Intransparenter Markt
In einem solch schnell wachsenden Segment kann man rasch den Überblick verlieren. Deswegen hat die Ratingagentur Morningstar eigens ein Sustainability-Rating entwickelt, mit dem sich Anleger darüber informieren können, wie nachhaltig ein Fonds ausgerichtet ist (siehe „Im Nachhaltigkeitscheck“). Dabei werden Anleihen und Aktien der Fonds anhand von ökologischen, sozialen und Governance-Faktoren bewertet.

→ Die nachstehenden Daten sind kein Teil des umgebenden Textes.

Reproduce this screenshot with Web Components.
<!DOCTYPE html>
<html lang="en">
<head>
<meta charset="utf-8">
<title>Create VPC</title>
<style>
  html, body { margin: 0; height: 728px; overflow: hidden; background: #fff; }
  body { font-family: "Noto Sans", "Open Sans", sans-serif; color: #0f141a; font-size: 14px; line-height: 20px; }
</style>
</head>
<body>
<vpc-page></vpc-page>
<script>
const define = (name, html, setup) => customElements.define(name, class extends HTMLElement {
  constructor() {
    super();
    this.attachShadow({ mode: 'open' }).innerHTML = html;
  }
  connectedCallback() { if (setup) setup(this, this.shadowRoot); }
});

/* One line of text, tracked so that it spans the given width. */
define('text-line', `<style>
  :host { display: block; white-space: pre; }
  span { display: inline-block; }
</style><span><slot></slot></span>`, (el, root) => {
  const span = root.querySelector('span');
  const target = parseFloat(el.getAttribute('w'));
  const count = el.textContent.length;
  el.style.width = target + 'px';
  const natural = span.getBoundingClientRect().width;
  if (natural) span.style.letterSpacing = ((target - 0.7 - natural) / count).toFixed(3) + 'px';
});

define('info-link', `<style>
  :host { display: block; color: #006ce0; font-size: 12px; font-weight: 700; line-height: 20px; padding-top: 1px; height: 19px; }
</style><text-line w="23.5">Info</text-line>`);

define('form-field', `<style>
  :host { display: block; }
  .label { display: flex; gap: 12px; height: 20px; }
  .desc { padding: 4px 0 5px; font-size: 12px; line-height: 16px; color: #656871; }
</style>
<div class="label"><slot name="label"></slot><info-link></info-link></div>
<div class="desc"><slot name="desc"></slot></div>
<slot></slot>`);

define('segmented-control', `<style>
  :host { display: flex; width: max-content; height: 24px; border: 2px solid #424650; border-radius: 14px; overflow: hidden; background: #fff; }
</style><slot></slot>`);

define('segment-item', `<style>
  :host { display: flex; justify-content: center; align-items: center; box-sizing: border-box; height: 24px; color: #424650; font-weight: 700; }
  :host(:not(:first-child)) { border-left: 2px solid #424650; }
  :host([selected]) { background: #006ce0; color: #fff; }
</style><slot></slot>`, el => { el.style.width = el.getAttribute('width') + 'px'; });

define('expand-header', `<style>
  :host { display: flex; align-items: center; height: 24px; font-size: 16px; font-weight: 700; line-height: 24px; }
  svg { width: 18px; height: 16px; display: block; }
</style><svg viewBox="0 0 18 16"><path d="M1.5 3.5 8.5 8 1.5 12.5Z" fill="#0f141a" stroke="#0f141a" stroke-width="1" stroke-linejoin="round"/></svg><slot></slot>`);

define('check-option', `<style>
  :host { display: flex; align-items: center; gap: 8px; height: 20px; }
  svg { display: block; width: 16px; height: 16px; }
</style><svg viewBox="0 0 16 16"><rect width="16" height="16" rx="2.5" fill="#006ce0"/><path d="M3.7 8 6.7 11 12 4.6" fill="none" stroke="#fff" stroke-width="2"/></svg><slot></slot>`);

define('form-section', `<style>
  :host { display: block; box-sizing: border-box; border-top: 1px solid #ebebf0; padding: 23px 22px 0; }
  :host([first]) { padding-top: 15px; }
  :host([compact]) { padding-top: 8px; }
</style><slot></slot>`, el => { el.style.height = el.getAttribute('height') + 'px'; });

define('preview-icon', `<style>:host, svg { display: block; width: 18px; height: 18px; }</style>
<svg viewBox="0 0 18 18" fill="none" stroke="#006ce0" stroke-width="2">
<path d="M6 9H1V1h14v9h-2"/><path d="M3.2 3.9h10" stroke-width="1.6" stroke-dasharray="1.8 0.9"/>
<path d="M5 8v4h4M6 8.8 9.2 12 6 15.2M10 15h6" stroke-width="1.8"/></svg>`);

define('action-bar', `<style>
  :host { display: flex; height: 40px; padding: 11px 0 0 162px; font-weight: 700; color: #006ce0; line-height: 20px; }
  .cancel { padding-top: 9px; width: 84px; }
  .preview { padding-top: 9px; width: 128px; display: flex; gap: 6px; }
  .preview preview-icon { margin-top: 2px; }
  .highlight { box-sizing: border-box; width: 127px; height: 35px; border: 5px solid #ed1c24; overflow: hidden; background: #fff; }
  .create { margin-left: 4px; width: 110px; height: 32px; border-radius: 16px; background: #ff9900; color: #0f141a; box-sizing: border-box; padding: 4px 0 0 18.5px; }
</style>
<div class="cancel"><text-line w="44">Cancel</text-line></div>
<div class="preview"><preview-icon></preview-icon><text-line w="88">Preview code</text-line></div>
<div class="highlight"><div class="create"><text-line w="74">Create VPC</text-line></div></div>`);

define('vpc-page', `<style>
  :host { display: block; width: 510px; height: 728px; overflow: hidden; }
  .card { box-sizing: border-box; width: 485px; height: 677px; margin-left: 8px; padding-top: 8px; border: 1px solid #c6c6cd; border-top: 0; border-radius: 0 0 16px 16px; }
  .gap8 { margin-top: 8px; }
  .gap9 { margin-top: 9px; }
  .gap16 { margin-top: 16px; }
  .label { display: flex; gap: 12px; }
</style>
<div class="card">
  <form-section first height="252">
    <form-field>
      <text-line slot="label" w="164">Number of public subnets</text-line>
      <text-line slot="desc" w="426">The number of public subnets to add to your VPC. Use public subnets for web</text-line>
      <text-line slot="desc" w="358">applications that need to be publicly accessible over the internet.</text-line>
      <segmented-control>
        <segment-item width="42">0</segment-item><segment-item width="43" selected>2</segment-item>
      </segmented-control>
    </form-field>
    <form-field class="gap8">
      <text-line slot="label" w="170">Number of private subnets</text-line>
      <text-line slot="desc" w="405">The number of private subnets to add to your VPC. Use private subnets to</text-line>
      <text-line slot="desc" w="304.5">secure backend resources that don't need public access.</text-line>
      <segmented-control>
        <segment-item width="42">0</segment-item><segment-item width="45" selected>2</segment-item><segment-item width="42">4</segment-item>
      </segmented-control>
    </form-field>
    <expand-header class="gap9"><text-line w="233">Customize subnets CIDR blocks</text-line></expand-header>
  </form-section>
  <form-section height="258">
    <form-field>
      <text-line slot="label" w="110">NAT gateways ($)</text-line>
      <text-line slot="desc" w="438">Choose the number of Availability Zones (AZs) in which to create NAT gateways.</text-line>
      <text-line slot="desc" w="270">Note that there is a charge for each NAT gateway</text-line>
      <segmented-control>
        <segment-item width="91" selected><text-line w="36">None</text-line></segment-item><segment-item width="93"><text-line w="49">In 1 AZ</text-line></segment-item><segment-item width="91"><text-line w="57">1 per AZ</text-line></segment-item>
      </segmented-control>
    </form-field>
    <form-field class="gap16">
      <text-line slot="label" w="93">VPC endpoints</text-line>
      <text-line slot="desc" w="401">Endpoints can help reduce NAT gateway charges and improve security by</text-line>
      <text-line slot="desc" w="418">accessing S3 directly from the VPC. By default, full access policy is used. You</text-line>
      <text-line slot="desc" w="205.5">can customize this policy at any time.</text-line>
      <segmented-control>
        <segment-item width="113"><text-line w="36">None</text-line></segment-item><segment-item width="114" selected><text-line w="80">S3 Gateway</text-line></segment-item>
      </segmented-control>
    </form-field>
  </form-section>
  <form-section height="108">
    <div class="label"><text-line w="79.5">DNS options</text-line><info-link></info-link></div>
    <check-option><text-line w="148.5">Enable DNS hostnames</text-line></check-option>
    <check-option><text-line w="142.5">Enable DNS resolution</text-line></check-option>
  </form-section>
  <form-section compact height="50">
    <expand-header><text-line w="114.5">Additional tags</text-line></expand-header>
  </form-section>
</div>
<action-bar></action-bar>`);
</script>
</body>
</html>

Diese Analyse überlässt Morningstar dem Nachhaltigkeitsspezialisten Sustainalytics. „Anleger bekommen einen guten Eindruck, wie ihr Fondsmanager unter Nachhaltigkeitsaspekten investiert“, sagt Morningstar-Analyst Ali Masarwah. Was auf den ersten Blick erstaunt: Reine Nachhaltigkeitsfonds schneiden dabei oft schlecht ab. „Viele Unternehmen aus dem Ökosektor sind zwar beim Aspekt Umweltschutz gut aufgestellt, schneiden aber bei den Themen Soziales und Governance häufig nicht so gut ab“, erklärt Masarwah.
Und auch mit Anleihen können Anleger nachhaltig investieren. Sogenannte Green Bonds finanzieren gezielt ökologische Projekte und tragen so dazu bei, die Klimaschutzziele der Pariser Klimaschutzkonferenz zu erreichen. Obwohl sich Deutschland gerne als Vorreiter in Sachen Klimaschutz und Energiewende sieht, halten sich deutsche Unternehmen hierbei jedoch zurück. Der Anteil Deutschlands am weltweiten Volumen an Green Bonds liegt nur bei neun Prozent – aktivster Emittent ist die Förderbank KfW.

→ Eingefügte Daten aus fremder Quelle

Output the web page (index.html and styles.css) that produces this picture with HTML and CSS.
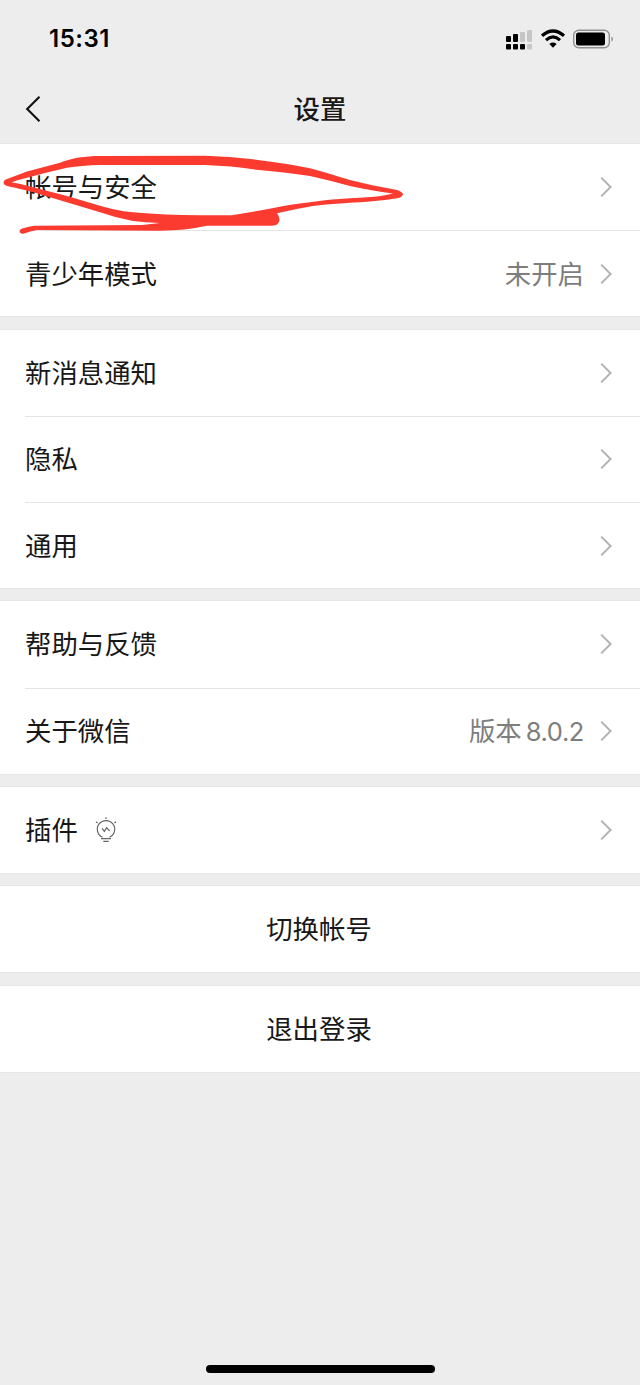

Dass der Nachholbedarf Deutschlands so enorm ist, liegt auch daran, dass Pensionsfonds in anderen Ländern wie Großbritannien oder Frankreich schon viel stärker auf Nachhaltigkeitskriterien achten. Sie setzen damit bereits die EU-Richtlinie für Betriebspensionsfonds konsequent um, in der es heißt, dass Investoren ESG-Risiken berücksichtigen sollen.
Unterm Strich gilt: Soziale und ökologische Risiken werden auch in den kommenden Jahren eher zu- als abnehmen. Die meisten Experten sind deshalb überzeugt, dass der Trend zu nachhaltigen Investments weiter anhalten wird.